Em todos os casos, o registrador intimará o requerente e o agrimensor para que se manifestem sobre a impugnação à retificação. Tratando-se de impugnação procedente (não há necessidade de certeza quanto ao alegado, bastando uma forte suspeita), convém aproveitar a intimação para determinar as providências necessárias para sanar os vícios revelados. O prazo de 5 dias determinado pelo §5º do artigo 213 pode ser ampliado pelo registrador, a seu prudente critério (exemplo: prazo adequado às providências de saneamento), uma vez que o objetivo da lei não é punir o requerente com prazos, mas apenas impedir que a sua desídia emperre o procedimento.
Recebidas as manifestações do requerente e do agrimensor, o registrador decidirá quem tem razão. Se a razão estiver com o impugnante, julgará o pedido retificatório improcedente ou, se for o caso, determinará as correções necessárias mediante decisão interlocutória. Se a razão estiver com o requerente (aqui também não há necessidade de certeza sobre isso), poderá ser tentada uma conciliação (“transação amigável”), nos termos do §6º do artigo 213.
As regras procedimentais do artigo 213 não podem ser interpretadas de forma literal, não podendo um instrumento superar a importância da verdade real (realidade jurídica). Não pode haver uma “transação amigável” que contrarie os fatos noticiados por uma impugnação procedente. Isso é um absurdo. Comprovado que a planta invade parcela do imóvel lindeiro, não pode uma simples transação para fins retificatórios ter o condão de alterar o direito real de propriedade nas duas matrículas. Para isso, seria necessária uma série de providências: a prévia retificação dos dois imóveis (dificilmente o imóvel lindeiro estaria com sua descrição perfeita); escritura pública de alienação de parcela de imóvel; planta e memorial do desmembramento (parcela destacada e remanescente); projeto de unificação dessa parcela com o imóvel do adquirente; recolhimento do imposto de transmissão; e outras exigências a depender do caso concreto.
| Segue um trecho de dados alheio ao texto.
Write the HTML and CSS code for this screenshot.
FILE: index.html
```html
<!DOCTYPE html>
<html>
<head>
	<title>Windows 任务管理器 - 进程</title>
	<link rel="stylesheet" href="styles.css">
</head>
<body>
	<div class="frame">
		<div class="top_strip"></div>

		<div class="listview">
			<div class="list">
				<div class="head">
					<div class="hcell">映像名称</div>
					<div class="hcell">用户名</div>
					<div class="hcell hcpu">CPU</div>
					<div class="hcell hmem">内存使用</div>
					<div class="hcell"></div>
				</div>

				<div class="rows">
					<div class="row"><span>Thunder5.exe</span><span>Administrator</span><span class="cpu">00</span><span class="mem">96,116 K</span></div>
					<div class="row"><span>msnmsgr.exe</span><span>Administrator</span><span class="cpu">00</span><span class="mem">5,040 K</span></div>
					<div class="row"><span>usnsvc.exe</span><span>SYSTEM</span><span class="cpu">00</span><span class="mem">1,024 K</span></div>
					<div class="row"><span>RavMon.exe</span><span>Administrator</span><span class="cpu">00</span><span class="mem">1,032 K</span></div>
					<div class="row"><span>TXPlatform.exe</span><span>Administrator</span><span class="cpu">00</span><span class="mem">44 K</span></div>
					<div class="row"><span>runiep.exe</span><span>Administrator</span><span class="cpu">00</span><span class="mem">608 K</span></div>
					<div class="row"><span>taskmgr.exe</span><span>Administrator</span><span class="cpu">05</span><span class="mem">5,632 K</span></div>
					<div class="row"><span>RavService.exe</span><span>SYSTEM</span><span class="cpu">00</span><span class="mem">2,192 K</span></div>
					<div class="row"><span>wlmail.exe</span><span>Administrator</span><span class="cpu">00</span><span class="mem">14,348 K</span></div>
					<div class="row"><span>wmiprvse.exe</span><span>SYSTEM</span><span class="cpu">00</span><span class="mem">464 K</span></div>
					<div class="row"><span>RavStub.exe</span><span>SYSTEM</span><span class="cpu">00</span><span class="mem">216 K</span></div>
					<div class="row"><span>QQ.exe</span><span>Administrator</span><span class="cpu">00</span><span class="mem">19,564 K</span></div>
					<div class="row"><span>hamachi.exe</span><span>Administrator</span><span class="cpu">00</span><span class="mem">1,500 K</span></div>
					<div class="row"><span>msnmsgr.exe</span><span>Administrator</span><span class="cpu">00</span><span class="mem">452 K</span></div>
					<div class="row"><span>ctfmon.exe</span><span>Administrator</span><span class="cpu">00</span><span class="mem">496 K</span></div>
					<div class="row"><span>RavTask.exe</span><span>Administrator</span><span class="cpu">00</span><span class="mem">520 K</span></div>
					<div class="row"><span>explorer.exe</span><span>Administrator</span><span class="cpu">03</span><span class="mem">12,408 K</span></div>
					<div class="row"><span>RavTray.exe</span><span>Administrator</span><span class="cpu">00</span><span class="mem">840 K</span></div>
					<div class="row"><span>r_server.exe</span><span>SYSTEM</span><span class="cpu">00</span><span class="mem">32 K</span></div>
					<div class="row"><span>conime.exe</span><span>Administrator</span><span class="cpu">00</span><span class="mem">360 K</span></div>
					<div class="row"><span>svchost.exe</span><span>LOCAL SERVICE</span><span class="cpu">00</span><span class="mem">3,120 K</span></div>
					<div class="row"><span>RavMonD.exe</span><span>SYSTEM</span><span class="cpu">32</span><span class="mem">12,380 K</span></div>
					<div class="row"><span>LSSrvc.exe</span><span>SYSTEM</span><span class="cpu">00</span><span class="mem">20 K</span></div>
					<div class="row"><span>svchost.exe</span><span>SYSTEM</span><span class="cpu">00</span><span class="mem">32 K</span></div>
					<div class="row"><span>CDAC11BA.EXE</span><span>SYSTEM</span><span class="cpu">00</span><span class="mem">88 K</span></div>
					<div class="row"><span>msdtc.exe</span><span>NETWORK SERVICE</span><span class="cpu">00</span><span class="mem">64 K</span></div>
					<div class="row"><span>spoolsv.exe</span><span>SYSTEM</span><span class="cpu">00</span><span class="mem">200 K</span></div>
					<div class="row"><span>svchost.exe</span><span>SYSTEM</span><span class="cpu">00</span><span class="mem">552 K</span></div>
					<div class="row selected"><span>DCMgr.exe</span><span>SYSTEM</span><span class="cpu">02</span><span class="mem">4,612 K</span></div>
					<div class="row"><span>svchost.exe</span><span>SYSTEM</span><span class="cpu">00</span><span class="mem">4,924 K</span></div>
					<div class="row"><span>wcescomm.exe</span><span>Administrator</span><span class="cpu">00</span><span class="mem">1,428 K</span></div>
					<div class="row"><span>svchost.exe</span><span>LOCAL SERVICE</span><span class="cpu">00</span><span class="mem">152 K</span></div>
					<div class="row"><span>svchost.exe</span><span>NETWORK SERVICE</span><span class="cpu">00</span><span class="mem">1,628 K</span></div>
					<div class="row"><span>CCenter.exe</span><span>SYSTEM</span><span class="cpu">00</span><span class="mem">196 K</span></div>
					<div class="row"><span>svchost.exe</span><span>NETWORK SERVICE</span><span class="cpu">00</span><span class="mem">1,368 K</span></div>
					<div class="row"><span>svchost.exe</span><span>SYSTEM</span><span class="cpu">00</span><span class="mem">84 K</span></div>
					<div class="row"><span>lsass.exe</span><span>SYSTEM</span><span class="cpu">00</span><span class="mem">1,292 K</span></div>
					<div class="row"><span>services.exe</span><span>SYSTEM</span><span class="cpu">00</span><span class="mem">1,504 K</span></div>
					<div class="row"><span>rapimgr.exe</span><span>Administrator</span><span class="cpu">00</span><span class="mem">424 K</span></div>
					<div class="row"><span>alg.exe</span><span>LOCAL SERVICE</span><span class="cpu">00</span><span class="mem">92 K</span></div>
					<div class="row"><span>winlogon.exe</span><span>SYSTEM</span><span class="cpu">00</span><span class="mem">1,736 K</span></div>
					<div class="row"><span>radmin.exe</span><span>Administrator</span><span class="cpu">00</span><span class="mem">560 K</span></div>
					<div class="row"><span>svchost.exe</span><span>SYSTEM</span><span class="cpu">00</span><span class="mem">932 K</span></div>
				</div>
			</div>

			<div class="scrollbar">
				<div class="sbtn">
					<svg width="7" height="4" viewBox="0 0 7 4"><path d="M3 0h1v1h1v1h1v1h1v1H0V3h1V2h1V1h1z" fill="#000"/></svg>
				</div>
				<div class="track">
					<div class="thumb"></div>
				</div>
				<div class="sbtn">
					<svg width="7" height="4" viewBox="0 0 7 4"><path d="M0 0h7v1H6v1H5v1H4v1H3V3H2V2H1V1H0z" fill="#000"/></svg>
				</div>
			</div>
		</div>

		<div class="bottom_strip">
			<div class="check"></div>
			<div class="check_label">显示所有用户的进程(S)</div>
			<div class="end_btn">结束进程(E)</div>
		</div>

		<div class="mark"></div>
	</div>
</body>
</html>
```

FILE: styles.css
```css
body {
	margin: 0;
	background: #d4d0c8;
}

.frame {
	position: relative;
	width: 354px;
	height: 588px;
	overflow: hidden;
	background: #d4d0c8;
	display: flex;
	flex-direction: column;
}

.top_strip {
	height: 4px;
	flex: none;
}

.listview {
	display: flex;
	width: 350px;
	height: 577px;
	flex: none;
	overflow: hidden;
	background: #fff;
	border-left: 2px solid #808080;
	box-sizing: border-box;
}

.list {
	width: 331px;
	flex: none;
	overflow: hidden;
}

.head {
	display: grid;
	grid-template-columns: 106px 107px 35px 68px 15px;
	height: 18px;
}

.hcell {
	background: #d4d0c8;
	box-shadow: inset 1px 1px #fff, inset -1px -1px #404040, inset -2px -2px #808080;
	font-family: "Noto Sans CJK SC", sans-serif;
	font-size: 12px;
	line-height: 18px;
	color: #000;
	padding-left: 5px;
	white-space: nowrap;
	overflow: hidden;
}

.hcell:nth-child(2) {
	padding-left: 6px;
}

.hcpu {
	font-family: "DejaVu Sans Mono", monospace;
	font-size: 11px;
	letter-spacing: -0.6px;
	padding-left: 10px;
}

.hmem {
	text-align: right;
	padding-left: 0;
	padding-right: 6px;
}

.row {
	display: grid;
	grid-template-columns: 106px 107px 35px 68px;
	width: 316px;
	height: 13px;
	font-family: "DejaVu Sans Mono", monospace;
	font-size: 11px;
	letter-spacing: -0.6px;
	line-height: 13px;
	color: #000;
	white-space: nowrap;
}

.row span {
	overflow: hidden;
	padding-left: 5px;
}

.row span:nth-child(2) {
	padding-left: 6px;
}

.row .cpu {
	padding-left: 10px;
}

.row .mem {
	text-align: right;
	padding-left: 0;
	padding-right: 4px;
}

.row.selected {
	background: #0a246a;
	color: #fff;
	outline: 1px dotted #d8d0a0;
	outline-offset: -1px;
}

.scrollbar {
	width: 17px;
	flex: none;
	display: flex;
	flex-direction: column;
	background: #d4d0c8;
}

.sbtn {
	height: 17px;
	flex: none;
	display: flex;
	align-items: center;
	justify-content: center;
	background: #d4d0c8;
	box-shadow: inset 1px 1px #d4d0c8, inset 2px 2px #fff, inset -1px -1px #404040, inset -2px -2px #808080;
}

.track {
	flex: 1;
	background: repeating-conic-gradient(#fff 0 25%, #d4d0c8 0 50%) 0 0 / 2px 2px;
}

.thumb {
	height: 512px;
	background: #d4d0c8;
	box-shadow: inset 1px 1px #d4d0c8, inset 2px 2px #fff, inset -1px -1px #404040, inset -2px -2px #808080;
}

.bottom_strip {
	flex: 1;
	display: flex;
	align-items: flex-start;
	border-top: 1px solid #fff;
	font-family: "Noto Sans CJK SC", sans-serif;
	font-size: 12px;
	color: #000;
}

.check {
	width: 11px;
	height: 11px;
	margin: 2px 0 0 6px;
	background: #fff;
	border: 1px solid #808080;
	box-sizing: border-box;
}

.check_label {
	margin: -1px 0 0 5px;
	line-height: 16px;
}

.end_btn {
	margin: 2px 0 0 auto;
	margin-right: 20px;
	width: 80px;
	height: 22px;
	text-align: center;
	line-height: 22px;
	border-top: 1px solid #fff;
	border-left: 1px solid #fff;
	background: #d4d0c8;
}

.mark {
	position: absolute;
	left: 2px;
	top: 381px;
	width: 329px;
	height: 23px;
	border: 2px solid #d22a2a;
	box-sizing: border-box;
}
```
A “transação amigável” (a lei deveria dizer “conciliação”) serve apenas para esclarecer o impugnante quanto à regularidade do pedido retificatório, dissuadindo-o de sua contrariedade ao feito. Sendo possível, convém marcar uma audiência de tentativa de conciliação, pois o contato direto com os litigantes possibilita ao registrador formar um juízo de valor ainda mais seguro, além de poder colaborar explicando às partes os objetivos da retificação e do quanto mais seguro tornará o direito de propriedade tanto de um como de outro.
Não havendo conciliação, nem havendo providências de saneamento a serem tomadas pelo interessado, o registrador deverá indeferir o pedido (e não julgá-lo improcedente), pois se trata de uma qualificação negativa formal, em decorrência de impugnação fundamentada de terceiro interessado sem sucesso na conciliação.